Sejarah khilafah di masa lampau pernah mencatat tentang teladan seorang pemimpin dalam Islam. Kisah Khalifah Ali bin Abi Thalib, r.a. yang terkenal dengan kezuhudannya. Meskipun sebagai seorang pemimpin, beliau tak memanfaatkannya untuk menumpuk harta. Beliau hidup dengan sederhana. Beliau mendapatkan santunan dari Baitulmal dan jatah pakaian yang hanya bisa menutupi tubuh sampai separuh kaki. Baju itu beliau pakai terus sehingga penuh dengan tambalan.
Jubah yang beliau pakai sehari-harinya hanya seharga tiga dirham. Sarungnya pun juga penuh dengan tambalan akibat terlalu sering dipakai. Ketika ada yang menegur beliau karena menganggap pakaian tersebut tidak layak untuk seorang Khalifah, beliau menjawab: “Biar diteladani oleh orang mukmin dan ini membuat hati menjadi khusyuk.”

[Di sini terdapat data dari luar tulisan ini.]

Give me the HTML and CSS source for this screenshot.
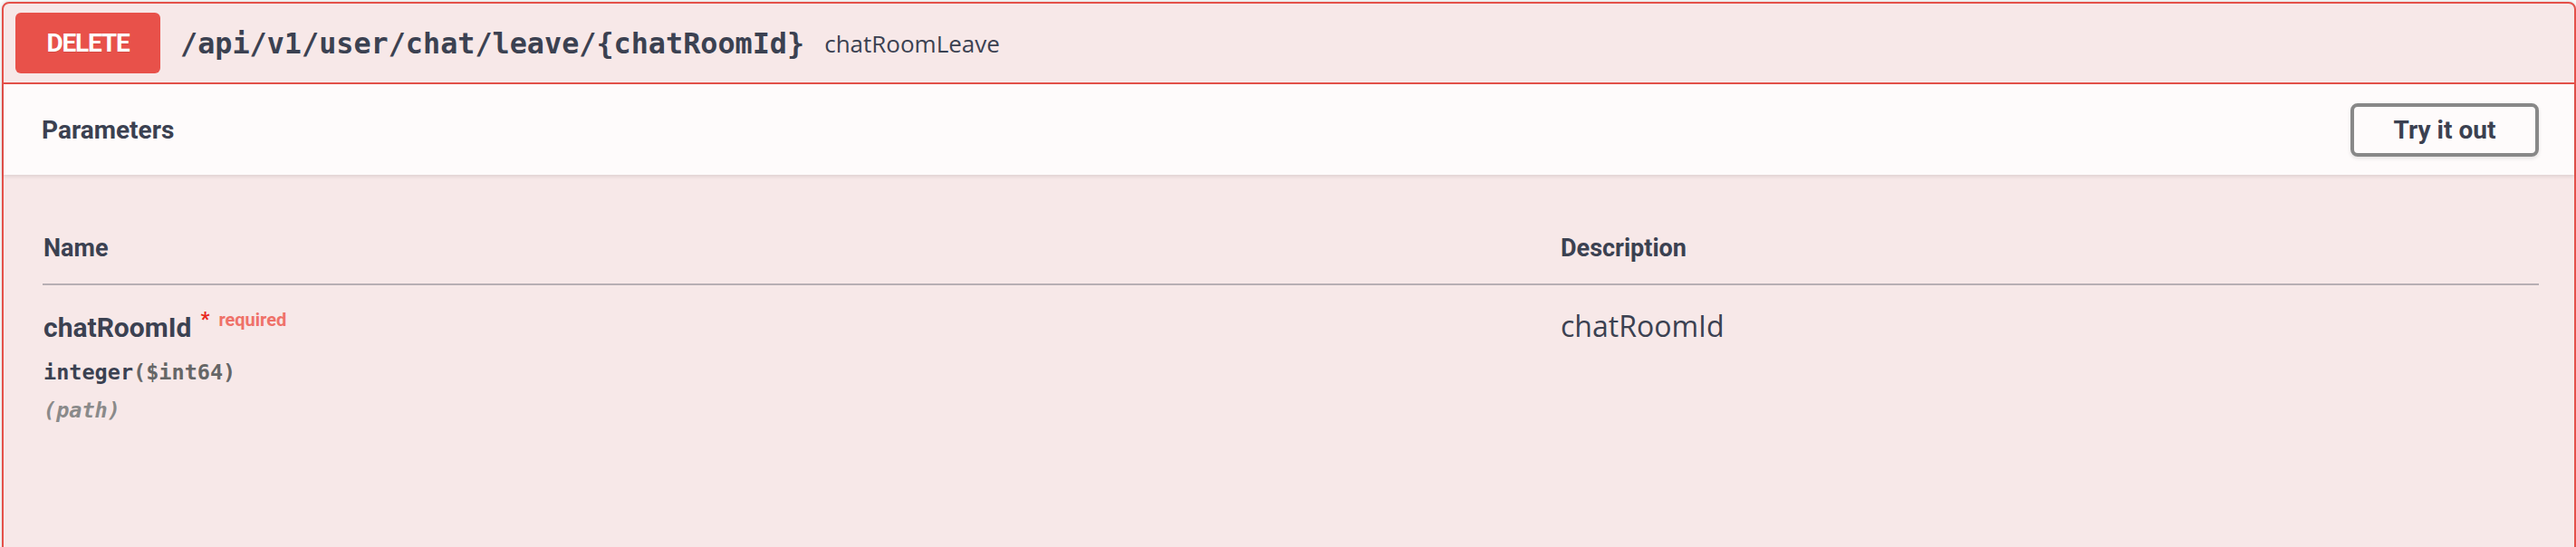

Sebagai seorang pemimpin, Khalifah Ali sangat zuhud terhadap dunia. Beliau begitu berhati-hati dengan harta yang ada di Baitulmal karena merupakan hak kaum muslimin. Harta itu hanya boleh digunakan untuk kemaslahatan umat.
Itu adalah salah satu contoh keteladanan pemimpin dalam Islam. Teladan terbaik tentulah Rasulullah, Muhammad shallallahu alaihi wasallam yang tak diragukan lagi. Beliaulah mata air inspirasi kehidupan dengan keagungan akhlak yang bersinar. Maka, sudah seharusnya kaum muslimin menjadikan beliau sebagai tuntunan dalam bertindak. Bukan hanya untuk urusan pribadi saja, tetapi juga sebagai seorang pemimpin, sebagaimana sabda Rasulullah: “Imam (khalifah) adalah raa’in (pengurus rakyat) dan ia bertanggung jawab atas pengurusan rakyatnya.” (HR. Bukhari)
Mengganti pemimpin tanpa sistemnya sekalian adalah kesia-siaan belaka. Seberapa pun bagusnya seorang pemimpin, jika sistemnya buruk, maka akan menjadi buruk pula. Berulang kali rakyat berganti pemimpin dalam sistem sekarang, namun ujungnya tetap sama. Rakyat tetap menderita. Kemiskinan dan pengangguran tak berkurang. Kesenjangan kian lebar. Kriminalitas pun tetap merajalela.
Jadi, jangan hanya kepalanya yang diganti, melainkan sistemnya juga diubah. Inilah yang harus segera dilakukan agar krisis yang terjadi di Sri Lanka dan beberapa negara lainnya bisa diakhiri selamanya.
Khatimah
Satu-satunya cara agar kehidupan berjalan dengan baik di segala bidang kehidupan adalah dengan kembali menerapkan aturan Islam secara kaffah. Tinggalkan semua yang tidak darinya, termasuk kapitalisme yang terbukti menimbulkan krisis dan penderitaan multidimensi. Saatnya, Islam kaffah mengambil alih sistem yang telah lapuk ini. Dalam bingkai Daulah Khilafah Islamiah, umat muslim dan juga seluruh dunia akan hidup dalam kesejahteraan hakiki.